Paisaje completo en el cuento de una vampira
Dirección: Tomas Alfredson. Guión: John Ajvide Lindqvist. Intérpretes: Kåre Hedebrant, Lina Leandersson, Per Ragnar, Henrik Dahl, Karin Bergquist y Peter Carlberg. Nacionalidad: Suecia. 2009. Duración: 114 minutos
En la nieve, en el mundo frío de la noche larga, el monstruo de Frankenstein deambula perdido en la visión postrera que de él nos dejó para siempre su creadora Mary Shelley. En ese mismo núcleo que quema con puñaladas heladas, Tomas Alfredson, un cineasta sueco hasta hace poco desconocido, ha construido una de esas películas mágicas, inmensas e inclasificables. No se exagera al decir que estamos ante un filme llamado a permanecer en la Historia. Una obra habitada por un virus voraz y eterno que la ha convertido ya en una obra canónica del cine de vampiros. Tantas y tan buenas cosas se dicen de ella, que al escribir sobre sus cualidades, uno teme provocar excesivas expectativas. Ya se sabe, hay públicos perezosos que cuando oyen hablar de las excelencias de un texto artístico, creen que basta con colocarse frente a él para recibir las maravillas que otros relatan. Ignoran que de lo que se trata no es de percibir, ni de comprender, sino de algo parecido a co-escribir.
Barthes hablaba de reescribir y se quejaba del despiadado divorcio entre el fabricante y el usuario del texto. Es decir, del foso, insalvable para muchos, que separa al escritor del lector. Pues bien,Déjame entrar nada podrá hacer (dar) por aquellos que reducen la experiencia fílmica a un examen, a un veredicto, a una nota.
Por el contrario, Déjame entrar mostrará honduras conmovedoras a aquellos re-escribidores capaces de descubrir en este filme medido, sostenido en la sutileza y generoso en la asunción de riesgos, una de las películas más sugerentes, poéticas y desesperadas de los últimos años.
Mereció el premio Méliès a la mejor cinta de cine fantástico europeo del año 2008 y, sin duda, la fantasía determina su territorio.

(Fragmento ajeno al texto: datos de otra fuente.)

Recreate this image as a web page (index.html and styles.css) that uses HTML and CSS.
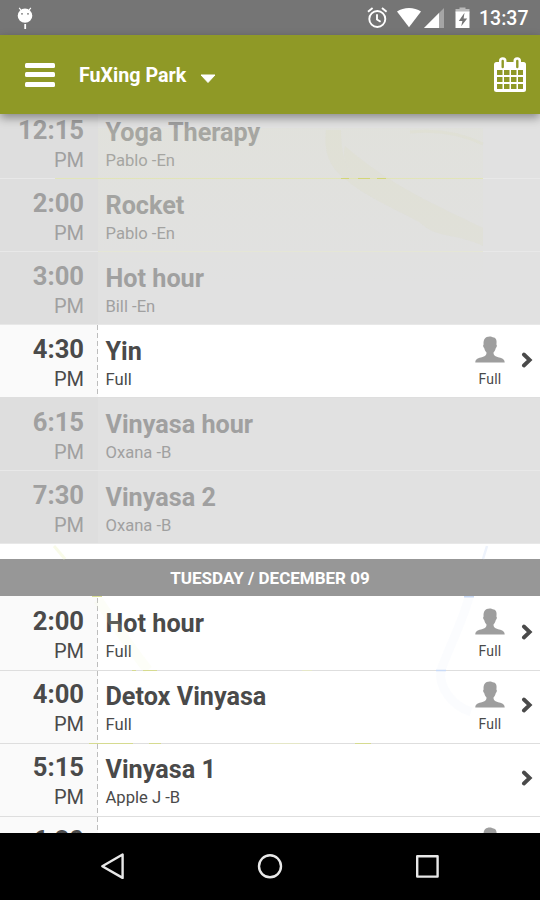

Y como buena parábola fantástica, por sus venas corre sangre de lo real. Lo real en este caso no es sino el dolor de un adolescente acosado por sus compañeros de clase. Ante él, con la sola compañía de un cuchillo, nos es dado vislumbrar el filo abisal de la psicosis. En ese niño ¿acaso no se agolpan otros tantos que un buen día, armados hasta los dientes, revientan en medio de una masacre con la mirada deshecha? Pero el joven protagonista de este filme que algo sabe del sentido del fantastique de Bergman, ¿regatea? esa locura que le sobreviene gracias a una niña vecina, una extraña e inquietante compañera de juegos a la que el frío no le afecta. Y a partir de esa presencia Alfredson se sumerge en un relato de múltiples referencias. Hay romance e ingenuidad, dolor y crimen, angustia y desesperación y sobre todo, soledad, una soledad radical y absoluta puesta de relieve en ese título traducido como una súplica para aliviar la falta de compañía.
El vampirismo, junto a Frankenstein, ha alumbrado algunos de los mejores y más metonímicos relatos del siglo XX. Y en este comienzo del siglo XXI, el subgénero renace. Fructifica en cine pulp de excitación teenager al estilo de Crespúsculo -menos mala de lo que algunos compañeros afirman-, o germina en obras tan sólidas y complejas como la que ahora nos ocupa.
Y en ella, a (re)lectura más pormenorizada más sombras y ambivalencias le suceden. Y en todos los casos, se ve emerger una ambivalente sensación. La de comprobar que el happy end tan solo cultiva una maldición terrible; la de percibir que el joven y sin duda frágil y bello Oskar acabará convertido en un viejo desesperado que tratará de apaciguar la sed de sangre de su eternamente joven compañera. Terrible destino que además encierra una cruel penitencia, saber que será tan solo una cuestión de tiempo el que un amor infantil se transforme en una oscura página de pederastia.